It Is Perfectly Legal to Have This Much Fun

Writer/semi-neurotic/retired hipster who loves memoirs, really dark humor, girls with guitars, and beer.

Saturday, October 29, 2005

Can I Take a Moment away from the Lunacy

Vote against Prop 2 because it's ridiculous. More info here:

http://www.nononsenseinnovember.com/

I just went and early voted, and it was scarily easy to do so because the polling station was so empty.

Okay, no more politics...hi-jinks about my underpants and my cats to return tomorrow.

But vote, damn it!

Kevin is Marrying a Fraud

I just realized that the dude who played "Buster Poindexter" and sang that annoying-as-hell 80s tune "Feelin' Hot Hot Hot!" was also the lead singer of the New York Dolls...didn't know it before, but I know it now.

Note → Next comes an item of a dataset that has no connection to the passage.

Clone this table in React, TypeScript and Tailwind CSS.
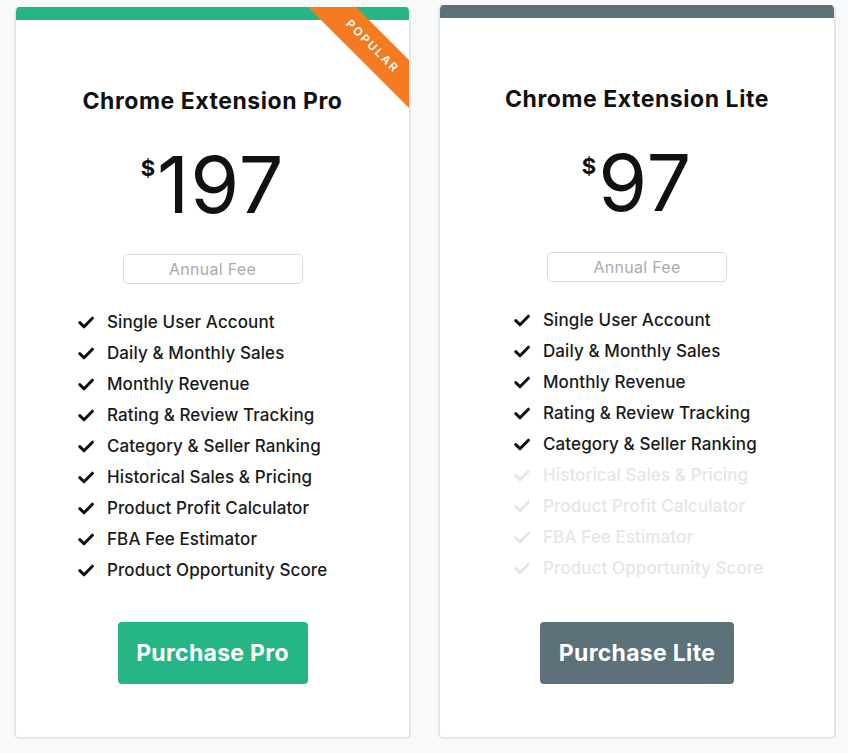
import React from "react";

const features = [
  "Single User Account",
  "Daily & Monthly Sales",
  "Monthly Revenue",
  "Rating & Review Tracking",
  "Category & Seller Ranking",
  "Historical Sales & Pricing",
  "Product Profit Calculator",
  "FBA Fee Estimator",
  "Product Opportunity Score",
];

function Check({ faded }: { faded?: boolean }) {
  return (
    <svg width="16" height="13" viewBox="0 0 16 13" className="shrink-0">
      <path
        d="M1.8 6.6 L6 10.8 L14.4 2.2"
        fill="none"
        stroke={faded ? "#e4e6e9" : "#111"}
        strokeWidth="3"
        strokeLinecap="round"
        strokeLinejoin="round"
      />
    </svg>
  );
}

type Plan = {
  title: string;
  price: string;
  included: number;
  bar: string;
  button: string;
  label: string;
  listPad: string;
  popular?: boolean;
  card: string;
};

function PlanCard({ plan }: { plan: Plan }) {
  return (
    <div
      className={`relative flex flex-col overflow-hidden rounded-[5px] border-x-2 border-b-2 border-[#e4e6ea] bg-white ${plan.card}`}
    >
      <div className={`h-[13px] w-full ${plan.bar}`} />

      {/* corner ribbon */}
      {plan.popular && (
        <div className="absolute left-[271px] top-[23px] flex h-[34px] w-[170px] rotate-45 items-center justify-center bg-[#f47b22]">
          <span className="text-[11.5px] font-semibold tracking-[2.2px] text-white">
            POPULAR
          </span>
        </div>
      )}

      <h2 className="mt-[67px] text-center text-[23px] font-bold leading-[28px] tracking-[0.55px] text-[#111]">
        {plan.title}
      </h2>

      <div className="mt-[30px] flex justify-center">
        <span className="mr-[2px] mt-[12px] text-[22px] font-bold leading-none text-[#111]">
          $
        </span>
        <span className="text-[79px] font-normal leading-none tracking-[1px] text-[#111]">
          {plan.price}
        </span>
      </div>

      <div className="mt-[30px] flex justify-center">
        <div className="flex h-[30px] w-[180px] items-center justify-center rounded-[5px] border border-[#d9dadd] text-[16px] tracking-[0.3px] text-[#a9abaf]">
          Annual Fee
        </div>
      </div>

      <ul className={`mt-[23px] flex flex-col ${plan.listPad}`}>
        {features.map((f, i) => {
          const faded = i >= plan.included;
          return (
            <li key={f} className="flex h-[31px] items-center gap-[13px]">
              <Check faded={faded} />
              <span
                className={`text-[17px] font-medium tracking-[0.1px] ${
                  faded ? "text-[#e4e6e9]" : "text-[#1a1a1a]"
                }`}
              >
                {f}
              </span>
            </li>
          );
        })}
      </ul>

      <div className="mt-auto mb-[53px] flex justify-center">
        <button
          className={`h-[62px] rounded-[4px] text-[23px] font-bold tracking-[0.3px] text-white ${plan.button}`}
        >
          {plan.label}
        </button>
      </div>
    </div>
  );
}

export default function App() {
  const plans: Plan[] = [
    {
      title: "Chrome Extension Pro",
      price: "197",
      included: 9,
      bar: "bg-[#26b585]",
      button: "bg-[#26b585] w-[190px]",
      label: "Purchase Pro",
      listPad: "pl-[62px]",
      popular: true,
      card: "mt-[2px] h-[732px] w-[397px]",
    },
    {
      title: "Chrome Extension Lite",
      price: "97",
      included: 5,
      bar: "bg-[#5c7179]",
      button: "bg-[#5c7179] w-[194px]",
      label: "Purchase Lite",
      listPad: "pl-[74px]",
      card: "h-[734px] w-[398px]",
    },
  ];

  return (
    <div
      className="flex h-[753px] w-full items-start gap-[27px] bg-[#f8f9fb] pl-[14px] pt-[5px]"
      style={{ fontFamily: "Inter, 'Liberation Sans', sans-serif" }}
    >
      {plans.map((p) => (
        <PlanCard key={p.title} plan={p} />
      ))}
    </div>
  );
}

How do I know this? I just watched about four hours of "I Love the 80s 3-D" on VH-1.

When Kevin is not home, I become a 16-year-old boy. Beer, pizza, and jerkin' off. That's what I do when he's not here. But more than anything...I watch the television that he denies me...moronic, pointless clip shows on E! (The 101 Most SHOCKING Runway Moments, E! True Hollywood Story: The Curse of the Exorcist, etc.), moronic, pointless clip shows on VH1 (Best Week Ever, Surreal Life), and episode upon episode of Law and Order.

WHY DO YOU DENY ME THESE THINGS KEVIN? AM I NOT A HUMAN BEING?

When he's here, I'm all about reading The New Yorker, watching PBS, and crap like that. I've just realized our marriage is totally going to be based on lies. I am a mirage. I am a phony. If I had to choose between The New Yorker and a marathon of America's Next Top Model I would choose America's Next Top Model. In a heartbeat.

Feelin' hot hot hot...

Tuesday, October 25, 2005

Astroworld Fashions

This is a little late, but can I tell you about the fashions I witnessed at Astroworld this past Saturday afternoon?

Fresh off the Paris runway, it's camel toe time with just a hint of frayed denim. Yes, ladies, just hike up those too-small denim shorts and give us all a glimpse of what's down below. Shy about your dimpled thighs showing or a pubic hair breaking free? Please. What's a little dimple of fat or one stray curlicue in the world of glamour?

Make sure to pair these lovely shorts with a tank top that barely covers your bosom (the bigger the bosom the better, natch). Tank top colors in this season: HOT pink, black, or envy-me green.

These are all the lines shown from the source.